> **Task objective**
Leaving out all images, write out the records that follow exactly.

— START Data listing —

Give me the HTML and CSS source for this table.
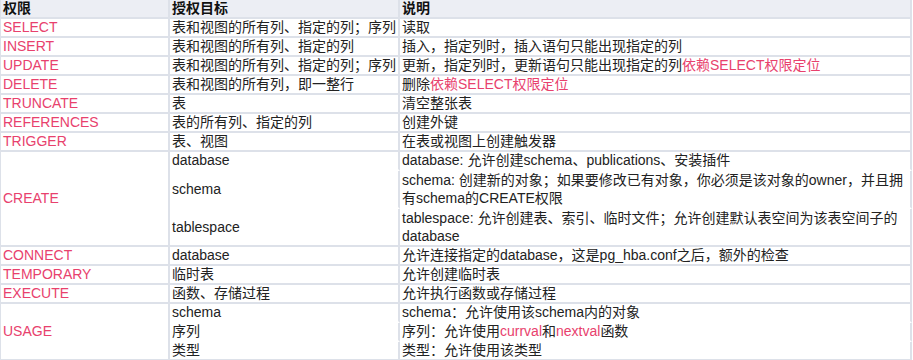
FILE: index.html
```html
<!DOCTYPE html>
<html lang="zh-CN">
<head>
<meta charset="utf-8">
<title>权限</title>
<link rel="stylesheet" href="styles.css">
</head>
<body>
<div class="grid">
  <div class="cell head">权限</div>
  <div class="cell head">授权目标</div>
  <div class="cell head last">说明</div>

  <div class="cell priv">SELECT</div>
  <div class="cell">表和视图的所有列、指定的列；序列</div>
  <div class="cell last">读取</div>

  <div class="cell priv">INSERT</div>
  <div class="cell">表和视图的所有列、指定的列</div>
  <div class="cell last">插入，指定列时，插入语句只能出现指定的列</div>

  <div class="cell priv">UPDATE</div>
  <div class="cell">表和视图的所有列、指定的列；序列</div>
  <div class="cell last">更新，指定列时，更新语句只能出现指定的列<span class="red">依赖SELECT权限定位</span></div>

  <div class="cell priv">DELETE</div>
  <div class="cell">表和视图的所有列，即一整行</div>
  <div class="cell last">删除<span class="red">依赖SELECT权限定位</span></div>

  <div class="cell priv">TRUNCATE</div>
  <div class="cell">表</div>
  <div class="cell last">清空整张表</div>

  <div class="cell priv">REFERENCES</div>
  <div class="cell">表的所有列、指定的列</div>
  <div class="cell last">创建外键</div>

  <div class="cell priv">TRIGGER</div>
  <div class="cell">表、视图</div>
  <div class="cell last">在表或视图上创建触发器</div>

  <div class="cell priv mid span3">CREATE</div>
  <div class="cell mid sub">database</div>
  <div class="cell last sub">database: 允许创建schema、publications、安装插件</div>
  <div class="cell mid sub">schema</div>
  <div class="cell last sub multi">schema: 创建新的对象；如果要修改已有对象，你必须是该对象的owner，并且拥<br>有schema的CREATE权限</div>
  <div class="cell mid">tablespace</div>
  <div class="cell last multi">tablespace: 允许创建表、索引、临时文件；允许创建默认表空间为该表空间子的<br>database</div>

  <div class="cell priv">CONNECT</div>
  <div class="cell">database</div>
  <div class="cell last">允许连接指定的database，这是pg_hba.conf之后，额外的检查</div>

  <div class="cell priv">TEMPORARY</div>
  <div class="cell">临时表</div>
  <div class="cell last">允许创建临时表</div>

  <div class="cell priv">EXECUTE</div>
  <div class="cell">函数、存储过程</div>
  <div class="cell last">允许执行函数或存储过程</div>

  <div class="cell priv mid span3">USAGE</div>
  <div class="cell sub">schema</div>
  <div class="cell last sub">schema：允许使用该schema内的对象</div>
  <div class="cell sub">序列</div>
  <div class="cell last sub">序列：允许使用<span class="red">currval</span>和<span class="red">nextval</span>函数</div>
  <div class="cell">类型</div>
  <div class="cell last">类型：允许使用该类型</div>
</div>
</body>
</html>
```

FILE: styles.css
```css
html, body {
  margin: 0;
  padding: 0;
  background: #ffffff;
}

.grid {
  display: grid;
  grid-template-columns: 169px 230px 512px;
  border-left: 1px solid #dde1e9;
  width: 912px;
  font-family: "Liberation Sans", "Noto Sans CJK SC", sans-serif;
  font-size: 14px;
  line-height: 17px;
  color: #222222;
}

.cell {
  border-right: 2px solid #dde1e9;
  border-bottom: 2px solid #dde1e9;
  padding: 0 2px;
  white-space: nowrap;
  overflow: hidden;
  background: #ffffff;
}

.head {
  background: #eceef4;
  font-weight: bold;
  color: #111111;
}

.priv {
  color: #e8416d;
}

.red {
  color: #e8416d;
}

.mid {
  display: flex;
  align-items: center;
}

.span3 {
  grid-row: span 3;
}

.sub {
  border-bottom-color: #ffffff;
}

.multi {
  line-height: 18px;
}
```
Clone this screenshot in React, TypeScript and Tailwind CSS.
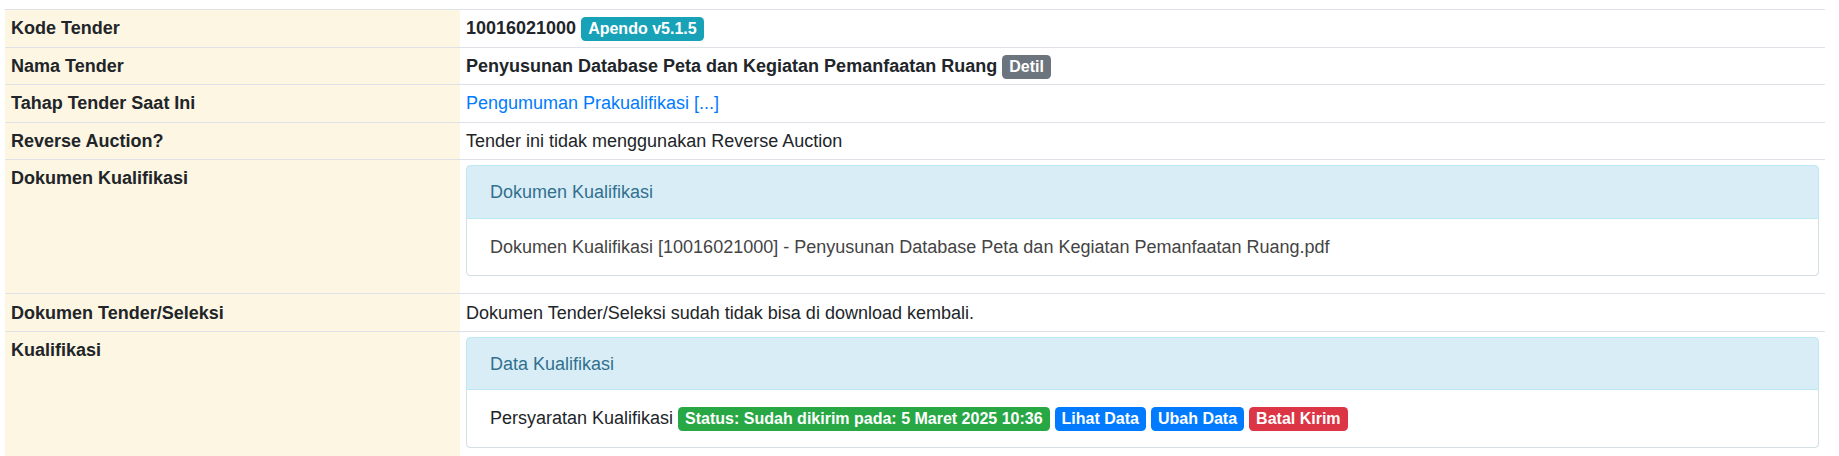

— END Data listing —

> **Answer in full**
Give me the HTML and CSS source for this table.
FILE: index.html
```html
<!DOCTYPE html>
<html lang="zh-CN">
<head>
<meta charset="utf-8">
<title>权限</title>
<link rel="stylesheet" href="styles.css">
</head>
<body>
<div class="grid">
  <div class="cell head">权限</div>
  <div class="cell head">授权目标</div>
  <div class="cell head last">说明</div>

  <div class="cell priv">SELECT</div>
  <div class="cell">表和视图的所有列、指定的列；序列</div>
  <div class="cell last">读取</div>

  <div class="cell priv">INSERT</div>
  <div class="cell">表和视图的所有列、指定的列</div>
  <div class="cell last">插入，指定列时，插入语句只能出现指定的列</div>

  <div class="cell priv">UPDATE</div>
  <div class="cell">表和视图的所有列、指定的列；序列</div>
  <div class="cell last">更新，指定列时，更新语句只能出现指定的列<span class="red">依赖SELECT权限定位</span></div>

  <div class="cell priv">DELETE</div>
  <div class="cell">表和视图的所有列，即一整行</div>
  <div class="cell last">删除<span class="red">依赖SELECT权限定位</span></div>

  <div class="cell priv">TRUNCATE</div>
  <div class="cell">表</div>
  <div class="cell last">清空整张表</div>

  <div class="cell priv">REFERENCES</div>
  <div class="cell">表的所有列、指定的列</div>
  <div class="cell last">创建外键</div>

  <div class="cell priv">TRIGGER</div>
  <div class="cell">表、视图</div>
  <div class="cell last">在表或视图上创建触发器</div>

  <div class="cell priv mid span3">CREATE</div>
  <div class="cell mid sub">database</div>
  <div class="cell last sub">database: 允许创建schema、publications、安装插件</div>
  <div class="cell mid sub">schema</div>
  <div class="cell last sub multi">schema: 创建新的对象；如果要修改已有对象，你必须是该对象的owner，并且拥<br>有schema的CREATE权限</div>
  <div class="cell mid">tablespace</div>
  <div class="cell last multi">tablespace: 允许创建表、索引、临时文件；允许创建默认表空间为该表空间子的<br>database</div>

  <div class="cell priv">CONNECT</div>
  <div class="cell">database</div>
  <div class="cell last">允许连接指定的database，这是pg_hba.conf之后，额外的检查</div>

  <div class="cell priv">TEMPORARY</div>
  <div class="cell">临时表</div>
  <div class="cell last">允许创建临时表</div>

  <div class="cell priv">EXECUTE</div>
  <div class="cell">函数、存储过程</div>
  <div class="cell last">允许执行函数或存储过程</div>

  <div class="cell priv mid span3">USAGE</div>
  <div class="cell sub">schema</div>
  <div class="cell last sub">schema：允许使用该schema内的对象</div>
  <div class="cell sub">序列</div>
  <div class="cell last sub">序列：允许使用<span class="red">currval</span>和<span class="red">nextval</span>函数</div>
  <div class="cell">类型</div>
  <div class="cell last">类型：允许使用该类型</div>
</div>
</body>
</html>
```

FILE: styles.css
```css
html, body {
  margin: 0;
  padding: 0;
  background: #ffffff;
}

.grid {
  display: grid;
  grid-template-columns: 169px 230px 512px;
  border-left: 1px solid #dde1e9;
  width: 912px;
  font-family: "Liberation Sans", "Noto Sans CJK SC", sans-serif;
  font-size: 14px;
  line-height: 17px;
  color: #222222;
}

.cell {
  border-right: 2px solid #dde1e9;
  border-bottom: 2px solid #dde1e9;
  padding: 0 2px;
  white-space: nowrap;
  overflow: hidden;
  background: #ffffff;
}

.head {
  background: #eceef4;
  font-weight: bold;
  color: #111111;
}

.priv {
  color: #e8416d;
}

.red {
  color: #e8416d;
}

.mid {
  display: flex;
  align-items: center;
}

.span3 {
  grid-row: span 3;
}

.sub {
  border-bottom-color: #ffffff;
}

.multi {
  line-height: 18px;
}
```
Clone this screenshot in React, TypeScript and Tailwind CSS.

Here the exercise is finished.